Whenever I go out to a Bangladeshi-run curry house, I look for their shatkora curries. I absolutely love the intensely tangy shatkora fruit. These are available frozen from Asian grocers and, when in season, they can often be purchased fresh. If you have trouble finding them, you could substitute shatkora pickle or, if all else fails, quartered limes, but the flavour will not be the same.

This is a popular beef curry that, when prepared like this, is usually made in bulk and promoted as a house special. Not only does the beef need to cook until tender, but the shatkora require a long simmer so that they are not tough, and also to release their flavour into the sauce. Only the rind of the fruit is used, because the pulp is terribly bitter. If you have a couple of beef marrow bones, throw them into the dish as it simmers.

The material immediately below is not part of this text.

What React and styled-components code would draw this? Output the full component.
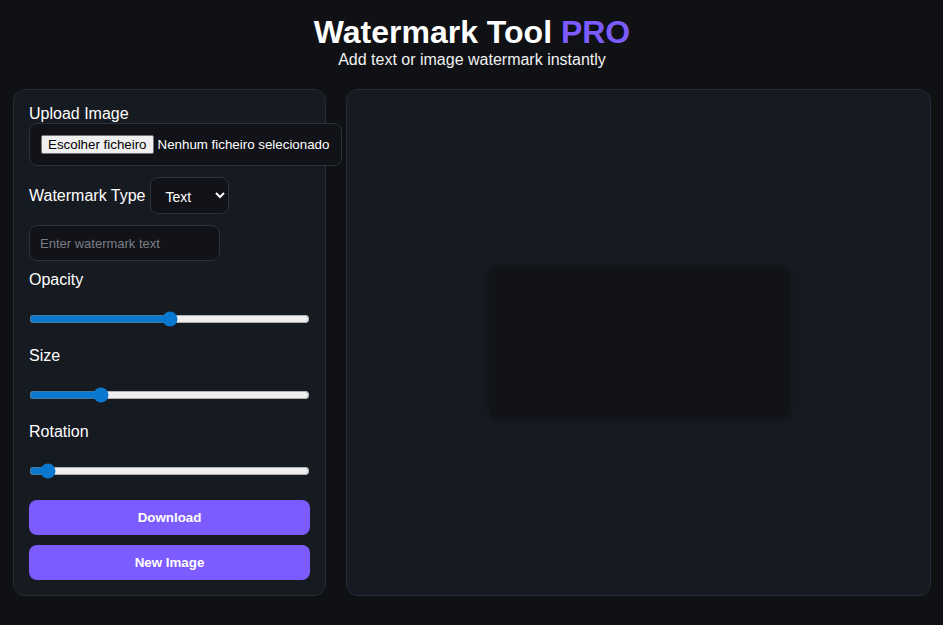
import React, { useState } from "react";
import styled, { createGlobalStyle } from "styled-components";

const GlobalStyle = createGlobalStyle`
  body {
    margin: 0;
    background: #0f1115;
    color: #fff;
    font-family: "Liberation Sans", Arial, sans-serif;
  }
`;

const App = () => {
  const [type, setType] = useState("text");
  const [opacity, setOpacity] = useState(50);
  const [size, setSize] = useState(24);
  const [rotation, setRotation] = useState(4);

  return (
    <Page>
      <GlobalStyle />
      <Header>
        <Title>
          Watermark Tool <Accent>PRO</Accent>
        </Title>
        <Subtitle>Add text or image watermark instantly</Subtitle>
      </Header>
      <Layout>
        <Controls>
          <Label>Upload Image</Label>
          <FileBox>
            <HiddenInput type="file" accept="image/*" />
            <FileButton>Escolher ficheiro</FileButton>
            <FileName>Nenhum ficheiro selecionado</FileName>
          </FileBox>

          <TypeRow>
            <InlineLabel>Watermark Type</InlineLabel>
            <Select value={type} onChange={(e) => setType(e.target.value)}>
              <option value="text">Text</option>
              <option value="image">Image</option>
            </Select>
          </TypeRow>

          <TextInput type="text" placeholder="Enter watermark text" />

          <Label>Opacity</Label>
          <Range
            type="range"
            min="0"
            max="100"
            value={opacity}
            onChange={(e) => setOpacity(e.target.value)}
          />
          <Label>Size</Label>
          <Range
            type="range"
            min="0"
            max="100"
            value={size}
            onChange={(e) => setSize(e.target.value)}
          />
          <Label>Rotation</Label>
          <Range
            type="range"
            min="0"
            max="100"
            value={rotation}
            onChange={(e) => setRotation(e.target.value)}
          />

          <Actions>
            <Button>Download</Button>
            <Button>New Image</Button>
          </Actions>
        </Controls>

        <Preview>
          <Canvas width="300" height="150" />
        </Preview>
      </Layout>
    </Page>
  );
};

const Page = styled.div`
  padding: 14px 12px 29px 13px;
`;

const Header = styled.header`
  text-align: center;
`;

const Title = styled.h1`
  margin: 0;
  font-size: 32px;
  font-weight: 700;
  line-height: 37px;
`;

const Accent = styled.span`
  color: #7c5cff;
`;

const Subtitle = styled.p`
  margin: 0;
  font-size: 16px;
  line-height: 18px;
  color: #f1f1f3;
`;

const Layout = styled.main`
  margin-top: 20px;
  display: grid;
  grid-template-columns: 313px 1fr;
  gap: 20px;
`;

const Controls = styled.section`
  background: #161a21;
  border: 1px solid #262b34;
  border-radius: 12px;
  padding: 15px;
`;

const Label = styled.label`
  display: block;
  font-size: 16px;
  line-height: 18px;
  margin-top: 10px;
  &:first-child {
    margin-top: 0;
  }
`;

const FileBox = styled.label`
  display: inline-flex;
  align-items: center;
  width: max-content;
  padding: 11px 12px 11px 11px;
  background: #111318;
  border: 1px solid #2c313b;
  border-radius: 8px;
  font-size: 13.33px;
  cursor: pointer;
`;

const HiddenInput = styled.input`
  display: none;
`;

const FileButton = styled.span`
  background: #efefef;
  color: #000;
  border: 1px solid #767676;
  border-radius: 2px;
  padding: 1px 6px;
  line-height: 15px;
`;

const FileName = styled.span`
  margin-left: 4px;
  color: #fff;
`;

const TypeRow = styled.div`
  display: flex;
  align-items: center;
  gap: 5px;
  margin-top: 11px;
`;

const InlineLabel = styled.span`
  font-size: 16px;
`;

const Select = styled.select`
  background: #111318;
  color: #fff;
  border: 1px solid #2c313b;
  border-radius: 8px;
  padding: 10px;
  width: 79px;
  height: 37px;
  font-family: "Liberation Sans", Arial, sans-serif;
  font-size: 14px;
`;

const TextInput = styled.input`
  display: block;
  margin-top: 11px;
  width: 191px;
  box-sizing: border-box;
  height: 36px;
  padding: 10px;
  background: #111318;
  color: #fff;
  border: 1px solid #2c313b;
  border-radius: 8px;
  font-family: "Liberation Sans", Arial, sans-serif;
  font-size: 13px;
  &::placeholder {
    color: #7a7d84;
  }
`;

const Range = styled.input`
  display: block;
  width: 100%;
  margin: 22px 0 20px;
  accent-color: #0b78d0;
`;

const Actions = styled.div`
  display: flex;
  flex-direction: column;
  gap: 10px;
  margin-top: 21px;
`;

const Button = styled.button`
  height: 35px;
  border: none;
  border-radius: 8px;
  background: #7c5cff;
  color: #fff;
  font-family: "Liberation Sans", Arial, sans-serif;
  font-size: 13.33px;
  font-weight: 700;
  cursor: pointer;
`;

const Preview = styled.section`
  background: #171a22;
  border: 1px solid #262b34;
  border-radius: 12px;
  display: flex;
  align-items: center;
  justify-content: center;
`;

const Canvas = styled.canvas`
  width: 300px;
  height: 150px;
  background: #111317;
  border-radius: 8px;
  box-shadow: 0 0 8px rgba(0, 0, 0, 0.35);
`;

export default App;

This recipe was inspired by a visit to Omar’s, a small curry house in Hatfield Peverel. It may be small but the curries I enjoyed there are right up there with the best!


Quantity Ingredient
3 tablespoons rapeseed oil
or seasoned oil
2 black cardamom pods, lightly bruised
1 large onion, finely chopped
2 tablespoons Garlic and ginger paste
3 tablespoons Tomato purée
1 teaspoon each ground turmeric, cumin, coriander, medium chilli powder and paprika
800g beef topside, cut into bite-sized pieces
750ml Spice stock, plus a little more if required
1/4 shatkora, outer rind only, cut into small pieces
1 teaspoon Garam masala
chopped coriander leaves, to finish


  1. Heat the oil in a large frying pan over a medium-high heat. When hot, toss in the cardamom pods and, after about 30 seconds, add the onion and fry for 5 minutes until soft, translucent and lightly browned.
  2. Now add the garlic and ginger paste and fry for a further minute, stirring. Add the tomato purée and the ground spices, and cook for another minute. Add the beef and about 250ml of the spice stock. Boil it all for about 5 minutes then add the remaining spice stock and the shatkora rind.
  3. Reduce the heat and simmer for 45–60 minutes, or until the sauce reduces to a fairly thick consistency and the meat is tender. Add more spice stock if needed.
  4. To serve, add the garam masala, and salt to taste and top with the chopped coriander.


  • In the UK, most people prefer their curries cooked with meat off the bone, but this recipe is sometimes made using beef ribs. If you like ribs, give them a go. You’ll love the beefy ribs in this sauce.